Aim of the task –
Identify each line holding the string "React" and copy it.

— START —

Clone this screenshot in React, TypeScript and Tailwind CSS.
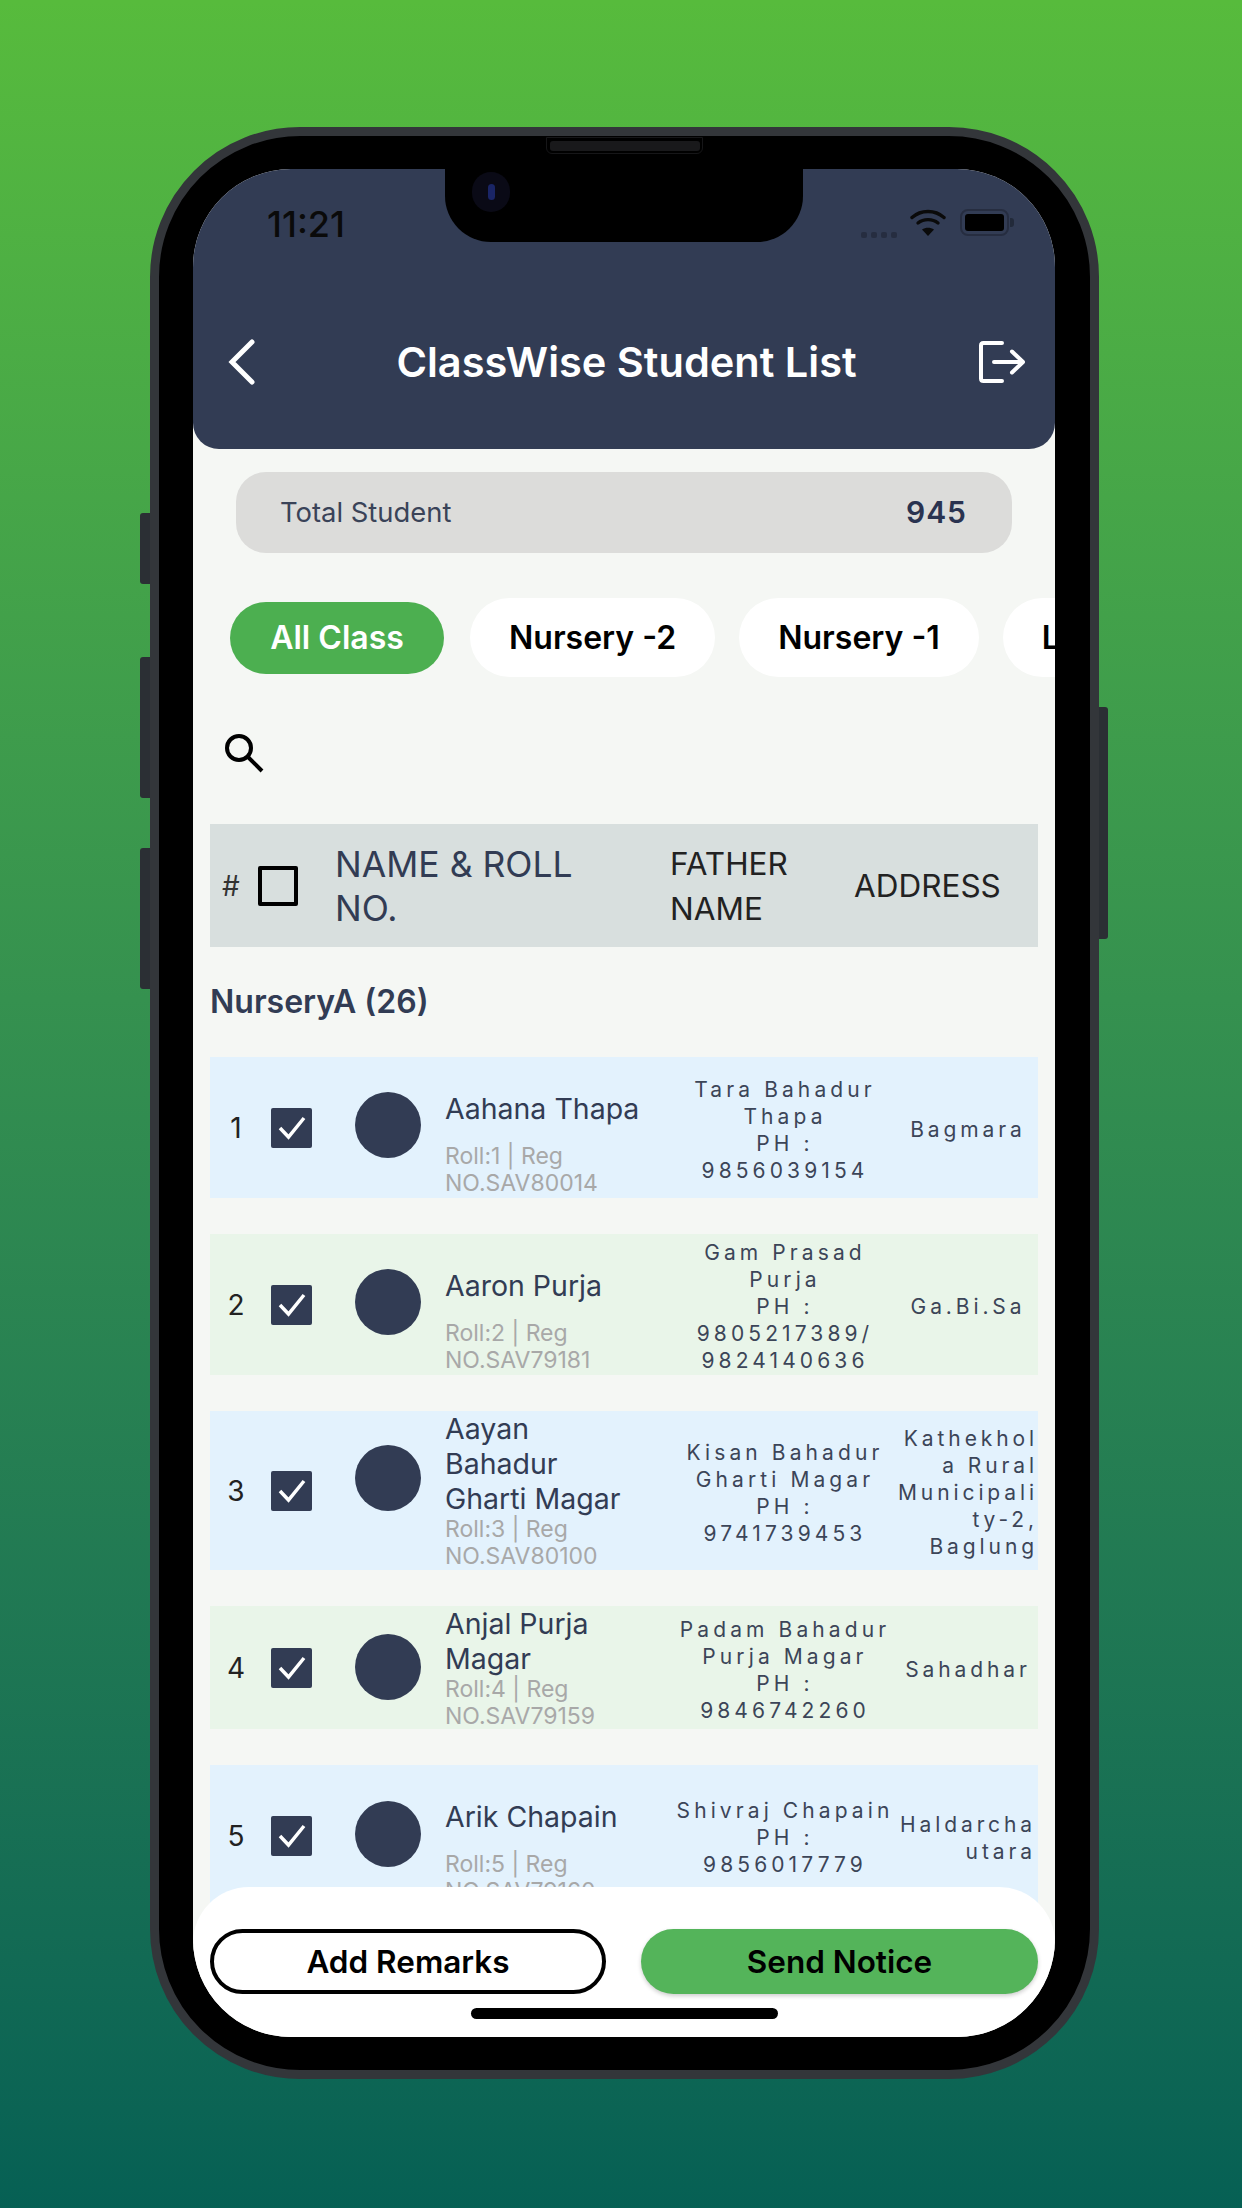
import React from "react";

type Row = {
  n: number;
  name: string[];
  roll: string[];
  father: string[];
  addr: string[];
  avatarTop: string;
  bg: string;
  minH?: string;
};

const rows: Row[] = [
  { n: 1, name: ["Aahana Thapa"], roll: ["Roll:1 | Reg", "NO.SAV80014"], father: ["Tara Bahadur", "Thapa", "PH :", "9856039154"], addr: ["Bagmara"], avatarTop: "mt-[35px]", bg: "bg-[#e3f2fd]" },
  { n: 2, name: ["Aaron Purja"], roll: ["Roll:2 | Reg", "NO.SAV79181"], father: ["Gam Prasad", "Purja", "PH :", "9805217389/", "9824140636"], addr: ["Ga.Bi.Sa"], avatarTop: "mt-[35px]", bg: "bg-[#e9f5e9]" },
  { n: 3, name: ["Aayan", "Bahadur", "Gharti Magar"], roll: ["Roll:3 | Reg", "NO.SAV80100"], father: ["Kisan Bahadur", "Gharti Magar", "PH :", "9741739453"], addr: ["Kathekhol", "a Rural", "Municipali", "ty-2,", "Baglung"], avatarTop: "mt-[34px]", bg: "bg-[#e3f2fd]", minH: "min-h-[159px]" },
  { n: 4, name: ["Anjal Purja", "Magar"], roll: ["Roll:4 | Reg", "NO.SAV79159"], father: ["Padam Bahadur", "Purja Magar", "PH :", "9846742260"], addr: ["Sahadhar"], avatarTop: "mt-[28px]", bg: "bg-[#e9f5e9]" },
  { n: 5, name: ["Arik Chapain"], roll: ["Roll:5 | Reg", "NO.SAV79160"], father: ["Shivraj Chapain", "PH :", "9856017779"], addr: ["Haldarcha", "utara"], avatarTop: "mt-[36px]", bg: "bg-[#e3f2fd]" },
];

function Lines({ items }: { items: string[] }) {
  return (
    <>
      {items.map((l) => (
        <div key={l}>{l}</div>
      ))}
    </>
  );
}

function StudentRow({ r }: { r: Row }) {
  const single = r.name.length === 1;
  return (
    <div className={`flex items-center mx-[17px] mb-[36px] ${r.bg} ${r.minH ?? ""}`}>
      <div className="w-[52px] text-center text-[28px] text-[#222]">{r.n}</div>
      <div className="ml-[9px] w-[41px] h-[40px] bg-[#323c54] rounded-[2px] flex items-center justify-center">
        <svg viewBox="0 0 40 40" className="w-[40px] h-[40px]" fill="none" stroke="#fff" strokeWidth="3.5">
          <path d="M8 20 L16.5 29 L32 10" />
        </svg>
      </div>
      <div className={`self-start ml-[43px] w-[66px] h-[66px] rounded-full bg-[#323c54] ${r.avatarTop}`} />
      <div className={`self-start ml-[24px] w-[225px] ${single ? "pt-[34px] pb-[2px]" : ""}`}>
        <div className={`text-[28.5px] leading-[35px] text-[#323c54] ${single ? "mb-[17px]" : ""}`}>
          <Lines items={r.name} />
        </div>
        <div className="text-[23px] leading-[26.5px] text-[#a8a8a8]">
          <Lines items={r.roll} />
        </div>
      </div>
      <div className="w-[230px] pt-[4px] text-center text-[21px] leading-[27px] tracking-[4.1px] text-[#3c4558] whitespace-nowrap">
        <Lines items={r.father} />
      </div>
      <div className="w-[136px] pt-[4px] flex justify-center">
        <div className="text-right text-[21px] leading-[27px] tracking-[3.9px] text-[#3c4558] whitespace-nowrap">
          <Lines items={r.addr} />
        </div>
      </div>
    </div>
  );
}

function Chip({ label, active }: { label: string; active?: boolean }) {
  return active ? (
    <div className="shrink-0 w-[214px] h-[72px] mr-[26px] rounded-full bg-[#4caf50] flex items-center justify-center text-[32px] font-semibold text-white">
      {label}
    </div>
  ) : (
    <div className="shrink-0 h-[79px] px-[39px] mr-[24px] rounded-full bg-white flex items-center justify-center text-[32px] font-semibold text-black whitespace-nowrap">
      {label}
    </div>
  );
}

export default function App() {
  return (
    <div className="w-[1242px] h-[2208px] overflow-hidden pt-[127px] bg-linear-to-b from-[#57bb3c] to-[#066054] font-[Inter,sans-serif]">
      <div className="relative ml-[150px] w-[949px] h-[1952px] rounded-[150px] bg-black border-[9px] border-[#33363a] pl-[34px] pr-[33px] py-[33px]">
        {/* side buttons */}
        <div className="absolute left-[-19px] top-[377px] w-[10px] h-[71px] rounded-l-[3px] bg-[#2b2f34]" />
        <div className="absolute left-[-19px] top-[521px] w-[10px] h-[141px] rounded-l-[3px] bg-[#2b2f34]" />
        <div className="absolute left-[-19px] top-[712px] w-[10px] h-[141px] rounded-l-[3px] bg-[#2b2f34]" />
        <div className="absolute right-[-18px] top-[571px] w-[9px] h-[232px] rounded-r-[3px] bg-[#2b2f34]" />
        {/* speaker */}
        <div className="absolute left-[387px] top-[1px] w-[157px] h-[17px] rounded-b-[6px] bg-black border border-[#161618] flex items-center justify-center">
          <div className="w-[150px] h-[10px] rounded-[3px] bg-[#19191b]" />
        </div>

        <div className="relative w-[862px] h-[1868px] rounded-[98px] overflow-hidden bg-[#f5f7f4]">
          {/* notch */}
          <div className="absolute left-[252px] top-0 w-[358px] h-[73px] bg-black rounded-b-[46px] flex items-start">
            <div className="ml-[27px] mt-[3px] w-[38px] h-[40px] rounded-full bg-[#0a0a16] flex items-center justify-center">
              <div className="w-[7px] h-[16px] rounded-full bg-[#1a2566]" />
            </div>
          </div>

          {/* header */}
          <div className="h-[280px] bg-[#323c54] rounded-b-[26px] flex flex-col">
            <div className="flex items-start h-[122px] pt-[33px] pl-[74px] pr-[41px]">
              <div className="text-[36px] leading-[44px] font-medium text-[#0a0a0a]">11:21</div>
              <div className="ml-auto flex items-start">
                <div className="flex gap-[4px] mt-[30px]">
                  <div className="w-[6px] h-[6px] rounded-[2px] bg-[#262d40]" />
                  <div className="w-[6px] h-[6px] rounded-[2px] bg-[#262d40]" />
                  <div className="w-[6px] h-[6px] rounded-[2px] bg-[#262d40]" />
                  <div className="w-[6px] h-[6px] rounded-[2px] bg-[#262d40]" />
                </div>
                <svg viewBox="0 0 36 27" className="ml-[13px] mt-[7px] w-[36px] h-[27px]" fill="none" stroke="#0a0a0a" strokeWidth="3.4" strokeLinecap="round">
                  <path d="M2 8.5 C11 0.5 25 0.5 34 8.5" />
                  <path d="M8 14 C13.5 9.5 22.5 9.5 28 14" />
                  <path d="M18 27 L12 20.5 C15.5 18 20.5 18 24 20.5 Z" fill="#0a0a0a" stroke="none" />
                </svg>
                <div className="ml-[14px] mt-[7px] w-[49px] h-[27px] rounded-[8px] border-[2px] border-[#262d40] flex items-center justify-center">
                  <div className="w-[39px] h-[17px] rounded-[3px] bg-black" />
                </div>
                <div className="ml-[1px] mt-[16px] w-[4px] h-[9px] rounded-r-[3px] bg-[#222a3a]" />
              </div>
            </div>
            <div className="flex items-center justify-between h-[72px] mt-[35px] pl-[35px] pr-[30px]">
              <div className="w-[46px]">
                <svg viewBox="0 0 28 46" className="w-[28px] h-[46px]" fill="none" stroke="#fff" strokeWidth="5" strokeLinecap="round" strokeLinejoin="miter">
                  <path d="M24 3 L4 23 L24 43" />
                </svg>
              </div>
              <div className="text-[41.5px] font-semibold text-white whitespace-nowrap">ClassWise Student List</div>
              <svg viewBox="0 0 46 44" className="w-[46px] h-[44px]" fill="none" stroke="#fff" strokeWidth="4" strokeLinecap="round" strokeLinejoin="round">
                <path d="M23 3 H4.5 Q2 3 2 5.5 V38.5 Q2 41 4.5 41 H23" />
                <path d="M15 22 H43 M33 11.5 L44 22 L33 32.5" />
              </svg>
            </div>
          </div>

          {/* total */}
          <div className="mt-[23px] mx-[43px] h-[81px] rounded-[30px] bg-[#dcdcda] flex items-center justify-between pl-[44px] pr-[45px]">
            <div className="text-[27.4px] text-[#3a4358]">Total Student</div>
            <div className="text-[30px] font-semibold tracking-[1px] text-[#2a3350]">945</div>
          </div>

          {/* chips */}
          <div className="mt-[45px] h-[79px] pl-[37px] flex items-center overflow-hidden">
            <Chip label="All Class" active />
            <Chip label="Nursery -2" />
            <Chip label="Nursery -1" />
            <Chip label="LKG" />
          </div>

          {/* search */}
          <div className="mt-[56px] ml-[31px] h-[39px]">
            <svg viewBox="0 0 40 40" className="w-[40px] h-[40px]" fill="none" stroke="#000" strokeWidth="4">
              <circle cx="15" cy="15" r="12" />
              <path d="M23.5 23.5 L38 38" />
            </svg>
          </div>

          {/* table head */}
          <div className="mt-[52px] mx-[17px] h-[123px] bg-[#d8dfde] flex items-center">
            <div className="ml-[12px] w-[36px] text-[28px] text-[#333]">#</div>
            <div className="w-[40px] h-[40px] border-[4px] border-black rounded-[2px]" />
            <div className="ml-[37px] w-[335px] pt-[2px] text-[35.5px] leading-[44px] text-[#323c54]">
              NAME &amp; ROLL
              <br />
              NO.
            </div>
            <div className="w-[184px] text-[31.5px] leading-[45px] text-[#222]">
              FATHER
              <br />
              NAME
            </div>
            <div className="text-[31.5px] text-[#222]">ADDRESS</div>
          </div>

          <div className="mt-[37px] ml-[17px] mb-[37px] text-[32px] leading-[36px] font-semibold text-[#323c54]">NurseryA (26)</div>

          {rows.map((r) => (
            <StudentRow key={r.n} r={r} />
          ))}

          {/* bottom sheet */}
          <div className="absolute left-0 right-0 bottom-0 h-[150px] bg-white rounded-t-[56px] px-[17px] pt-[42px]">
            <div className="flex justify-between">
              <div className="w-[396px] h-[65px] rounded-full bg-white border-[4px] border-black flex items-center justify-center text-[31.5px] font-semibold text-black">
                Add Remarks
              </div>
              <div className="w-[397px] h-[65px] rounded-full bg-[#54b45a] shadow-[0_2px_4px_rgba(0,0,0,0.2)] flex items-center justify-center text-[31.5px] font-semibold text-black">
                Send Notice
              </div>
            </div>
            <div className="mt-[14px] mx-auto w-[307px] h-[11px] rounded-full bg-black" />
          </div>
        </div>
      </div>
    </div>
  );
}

— END —

The response –
Clone this screenshot in React, TypeScript and Tailwind CSS.
import React from "react";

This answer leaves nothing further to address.